To be done: Below are records to repeat exactly. Omit the pictures from the copy.

Excerpted data:
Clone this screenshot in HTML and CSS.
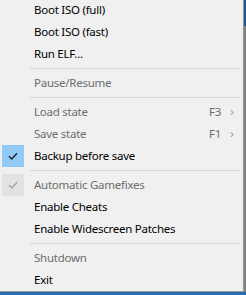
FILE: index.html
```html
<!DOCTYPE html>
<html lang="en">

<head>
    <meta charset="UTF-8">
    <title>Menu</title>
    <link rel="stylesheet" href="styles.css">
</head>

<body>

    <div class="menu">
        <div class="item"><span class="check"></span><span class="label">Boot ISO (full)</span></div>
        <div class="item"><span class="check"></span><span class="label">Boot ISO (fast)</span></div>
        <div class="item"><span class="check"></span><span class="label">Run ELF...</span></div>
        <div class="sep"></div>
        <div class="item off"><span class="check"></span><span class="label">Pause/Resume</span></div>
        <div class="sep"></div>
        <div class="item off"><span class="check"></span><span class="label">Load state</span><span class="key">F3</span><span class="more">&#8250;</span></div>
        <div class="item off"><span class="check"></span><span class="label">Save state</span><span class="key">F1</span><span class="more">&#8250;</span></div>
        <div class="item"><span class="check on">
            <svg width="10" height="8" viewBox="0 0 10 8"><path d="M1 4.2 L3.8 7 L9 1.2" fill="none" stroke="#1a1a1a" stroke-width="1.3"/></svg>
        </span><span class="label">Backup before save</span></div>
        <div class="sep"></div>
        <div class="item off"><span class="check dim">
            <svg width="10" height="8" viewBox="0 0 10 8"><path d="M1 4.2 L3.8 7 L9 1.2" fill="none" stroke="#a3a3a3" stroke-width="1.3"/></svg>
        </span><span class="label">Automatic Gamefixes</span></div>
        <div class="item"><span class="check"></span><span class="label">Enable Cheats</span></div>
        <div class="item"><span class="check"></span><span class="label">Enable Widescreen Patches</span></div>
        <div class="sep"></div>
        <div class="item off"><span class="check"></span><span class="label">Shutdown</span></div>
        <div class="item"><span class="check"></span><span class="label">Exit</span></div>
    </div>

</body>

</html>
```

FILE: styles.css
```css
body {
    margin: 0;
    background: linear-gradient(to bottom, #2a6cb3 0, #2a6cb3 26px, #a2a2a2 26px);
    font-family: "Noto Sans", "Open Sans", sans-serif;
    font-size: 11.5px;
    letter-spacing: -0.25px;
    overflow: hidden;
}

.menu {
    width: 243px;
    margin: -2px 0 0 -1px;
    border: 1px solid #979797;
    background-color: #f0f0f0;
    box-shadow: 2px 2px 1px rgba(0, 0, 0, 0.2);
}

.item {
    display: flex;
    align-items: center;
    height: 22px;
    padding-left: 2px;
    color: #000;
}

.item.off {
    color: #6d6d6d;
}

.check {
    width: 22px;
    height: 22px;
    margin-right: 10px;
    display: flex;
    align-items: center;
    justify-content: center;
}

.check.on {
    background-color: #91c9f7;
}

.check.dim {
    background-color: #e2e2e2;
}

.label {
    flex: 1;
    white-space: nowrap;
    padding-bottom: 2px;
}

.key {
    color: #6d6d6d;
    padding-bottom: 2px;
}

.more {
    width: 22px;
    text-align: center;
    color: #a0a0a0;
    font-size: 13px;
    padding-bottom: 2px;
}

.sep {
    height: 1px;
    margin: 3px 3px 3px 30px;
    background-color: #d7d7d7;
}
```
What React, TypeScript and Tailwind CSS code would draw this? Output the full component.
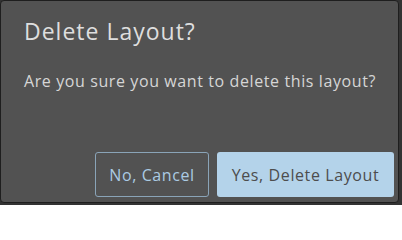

The response:
Clone this screenshot in HTML and CSS.
FILE: index.html
```html
<!DOCTYPE html>
<html lang="en">

<head>
    <meta charset="UTF-8">
    <title>Menu</title>
    <link rel="stylesheet" href="styles.css">
</head>

<body>

    <div class="menu">
        <div class="item"><span class="check"></span><span class="label">Boot ISO (full)</span></div>
        <div class="item"><span class="check"></span><span class="label">Boot ISO (fast)</span></div>
        <div class="item"><span class="check"></span><span class="label">Run ELF...</span></div>
        <div class="sep"></div>
        <div class="item off"><span class="check"></span><span class="label">Pause/Resume</span></div>
        <div class="sep"></div>
        <div class="item off"><span class="check"></span><span class="label">Load state</span><span class="key">F3</span><span class="more">&#8250;</span></div>
        <div class="item off"><span class="check"></span><span class="label">Save state</span><span class="key">F1</span><span class="more">&#8250;</span></div>
        <div class="item"><span class="check on">
            <svg width="10" height="8" viewBox="0 0 10 8"><path d="M1 4.2 L3.8 7 L9 1.2" fill="none" stroke="#1a1a1a" stroke-width="1.3"/></svg>
        </span><span class="label">Backup before save</span></div>
        <div class="sep"></div>
        <div class="item off"><span class="check dim">
            <svg width="10" height="8" viewBox="0 0 10 8"><path d="M1 4.2 L3.8 7 L9 1.2" fill="none" stroke="#a3a3a3" stroke-width="1.3"/></svg>
        </span><span class="label">Automatic Gamefixes</span></div>
        <div class="item"><span class="check"></span><span class="label">Enable Cheats</span></div>
        <div class="item"><span class="check"></span><span class="label">Enable Widescreen Patches</span></div>
        <div class="sep"></div>
        <div class="item off"><span class="check"></span><span class="label">Shutdown</span></div>
        <div class="item"><span class="check"></span><span class="label">Exit</span></div>
    </div>

</body>

</html>
```

FILE: styles.css
```css
body {
    margin: 0;
    background: linear-gradient(to bottom, #2a6cb3 0, #2a6cb3 26px, #a2a2a2 26px);
    font-family: "Noto Sans", "Open Sans", sans-serif;
    font-size: 11.5px;
    letter-spacing: -0.25px;
    overflow: hidden;
}

.menu {
    width: 243px;
    margin: -2px 0 0 -1px;
    border: 1px solid #979797;
    background-color: #f0f0f0;
    box-shadow: 2px 2px 1px rgba(0, 0, 0, 0.2);
}

.item {
    display: flex;
    align-items: center;
    height: 22px;
    padding-left: 2px;
    color: #000;
}

.item.off {
    color: #6d6d6d;
}

.check {
    width: 22px;
    height: 22px;
    margin-right: 10px;
    display: flex;
    align-items: center;
    justify-content: center;
}

.check.on {
    background-color: #91c9f7;
}

.check.dim {
    background-color: #e2e2e2;
}

.label {
    flex: 1;
    white-space: nowrap;
    padding-bottom: 2px;
}

.key {
    color: #6d6d6d;
    padding-bottom: 2px;
}

.more {
    width: 22px;
    text-align: center;
    color: #a0a0a0;
    font-size: 13px;
    padding-bottom: 2px;
}

.sep {
    height: 1px;
    margin: 3px 3px 3px 30px;
    background-color: #d7d7d7;
}
```
What React, TypeScript and Tailwind CSS code would draw this? Output the full component.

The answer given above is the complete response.